Mort de Chien: Théâtre expressionniste à la Distillerie

Les tréteaux de La Distillerie ont rassemblé beaucoup de monde samedi soir 17 décembre pour « Mort de Chien » d’Hugo Claus dans une mise en scène de Jean-Paul Daniel.  Spectacle certes difficile et dérangeant, dans le contexte glauque d’une maison de prostitution où la domination masculine inscrit sa violence dans le corps et la vie des femmes, mais spectacle qui n’a laissé personne indifférent et qui dans sa forte intensité théâtrale a suscité beaucoup de réactions et de discussions au moment du pot avec les acteurs et le metteur en scène.

Mira, jouée de façon époustouflante par Marine Bernard de Bayser, est une splendide entraîneuse du bar Mimosa dont la mère Mimi, jouée par Séverine Garde-Massias, est la patronne un peu perdue qui confie ses angoisses à Puma, son chien réduit en cendres dans une urne. Mira met tous les hommes dans sa poche, mais depuis l’assassinat de son amie  Janine du bar voisin, elle a peur…Georges, son souteneur et amant, journaliste au Courrier de la Lys pour les arts plastiques, en est très ennuyé… Là encore le rôle est puissamment investi par Teymuraz Glonti. PJ et Frans, étranges personnages d’inspecteurs interprétés par Yann Karaquillo et Paul Eguisier, mènent l’enquête à leur manière, dérivante…Au plan scénographique, le spectacle se structure selon un parti pris à la fois expressionniste et baroque, mettant à nu les souffrances de Mira, piégée en quelque sorte comme sa mère dans une vie de putain minée par l’abandon de son père, Zoro…Les personnages masculins tirent les ficelles de ce monde de crime, de mensonges et de plaisirs facturés, et s’ils semblent parfois vouloir protéger leurs proies, ils sapent leur univers de toute issue et de  toute valeur…

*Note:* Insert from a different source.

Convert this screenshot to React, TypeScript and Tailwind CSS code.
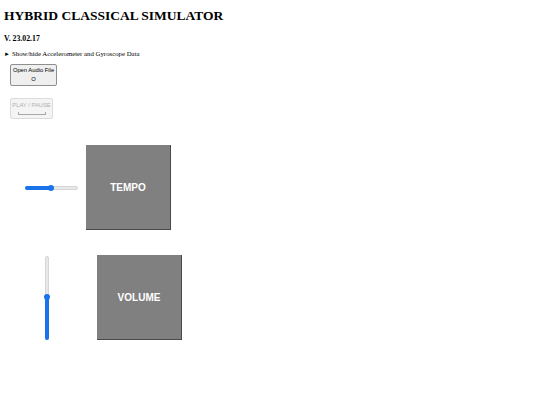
import React from 'react';

function HSlider() {
    return (
        <div className="relative w-[53px] h-[7px] flex items-center">
            <div className="w-full h-[4px] rounded-full bg-[#e8e8e8] border border-[#d6d6d6]" />
            <div className="absolute left-0 h-[4px] w-[27px] rounded-full bg-[#1a73e8]" />
            <div className="absolute left-[23px] w-[6px] h-[6px] rounded-full bg-[#1a73e8]" />
        </div>
    );
}

function VSlider() {
    return (
        <div className="relative w-[7px] h-[84px] flex justify-center">
            <div className="h-full w-[4px] rounded-full bg-[#e8e8e8] border border-[#d6d6d6]" />
            <div className="absolute bottom-0 w-[4px] h-[44px] rounded-full bg-[#1a73e8]" />
            <div className="absolute top-[38px] w-[6px] h-[6px] rounded-full bg-[#1a73e8]" />
        </div>
    );
}

function Pad({ label }: { label: string }) {
    return (
        <div className="w-[85px] h-[85px] bg-[#808080] border-r border-b border-[#4a4a4a] flex items-center justify-center">
            <span className="text-white font-bold text-[10px] font-['Liberation_Sans',Arial,sans-serif]">{label}</span>
        </div>
    );
}

export default function App() {
    return (
        <div className="w-[540px] h-[405px] bg-white px-[4px] font-['Liberation_Serif','Times_New_Roman',serif] text-black">
            <h1 className="pt-[8px] text-[13.5px] font-bold leading-[16px]">HYBRID CLASSICAL SIMULATOR</h1>
            <h3 className="mt-[10px] text-[7.8px] font-bold leading-[9px]">V. 23.02.17</h3>
            <div className="mt-[7px] flex items-center gap-[2px] text-[6.8px] leading-[8px]">
                <span className="text-[6px]">&#9658;</span>
                <span>Show/hide Accelerometer and Gyroscope Data</span>
            </div>
            <div className="pl-[6px] mt-[6px] flex flex-col items-start font-['Liberation_Sans',Arial,sans-serif]">
                <button className="w-[47px] h-[22px] rounded-[2px] border border-[#8f8f8f] bg-[#efefef] flex flex-col items-center justify-center gap-[2px] text-[5.8px] leading-[7px] text-black">
                    <span>Open Audio File</span>
                    <span>O</span>
                </button>
                <button disabled className="mt-[12px] w-[43px] h-[21px] rounded-[2px] border border-[#dcdcdc] bg-[#f4f4f4] flex flex-col items-center justify-center gap-[3px] text-[5.8px] leading-[7px] text-[#b0b0b0]">
                    <span>PLAY / PAUSE</span>
                    <span className="w-[28px] h-[3px] border-l border-r border-b border-[#a8a8a8]" />
                </button>
            </div>
            <div className="mt-[26px] flex items-center">
                <div className="ml-[21px] mr-[8px]">
                    <HSlider />
                </div>
                <Pad label="TEMPO" />
            </div>
            <div className="mt-[25px] flex items-center">
                <div className="ml-[39px] mr-[47px]">
                    <VSlider />
                </div>
                <Pad label="VOLUME" />
            </div>
        </div>
    );
}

La pièce entière gravite autour de Mira, solaire dans son désir de vie et de mort, de Mimi sa mère, lunaire, jouée avec une immense finesse par Séverine Garde-Massias, et scande leur quête d’amour vrai étouffée par tout ce qui la nie. De tableaux de transe dansée en tableaux statiques éclairés comme des Caravage, la scène offre un jeu subtil de citations et de symboles. C’est comme une chorégraphie des corps qui luttent et se heurtent à leurs propres démons, les gisants rappelant parfois les peintures de Goya, d’Ensor ou de Francis Bacon… Elle culmine au final dans un tableau décalé et quasi mystique où Mira trouve enfin complétude et libération sacrificielle dans le coeur sanglant  de son père glorieux qui en mourant l’a reconnue et saluée d’un « Je vous salue Mira… »

Ce spectacle tient de la prouesse et du coup de force par ce qu’il demande aux acteurs, qui s’y donnent à trois cent pour cent, par ce qu’il demande aussi aux spectateurs tant il est intense  et complexe, parfois choquant, et par sa mise en scène profondément réfléchie et pensée, « au millimètre près ». Hugo Claus n’est plus de ce monde, mais il aurait certainement aimé cette interprétation de son texte, dans le droit fil de ses intentions dramaturgiques. Chapeau bas aux extraordinaires prestations des acteurs et à la densité du travail de conception scénique qu’y a investi le metteur en scène Jean-Paul Daniel.

2eme représentation ce dimanche 18 décembre 2022 à 17h à la Distillerie.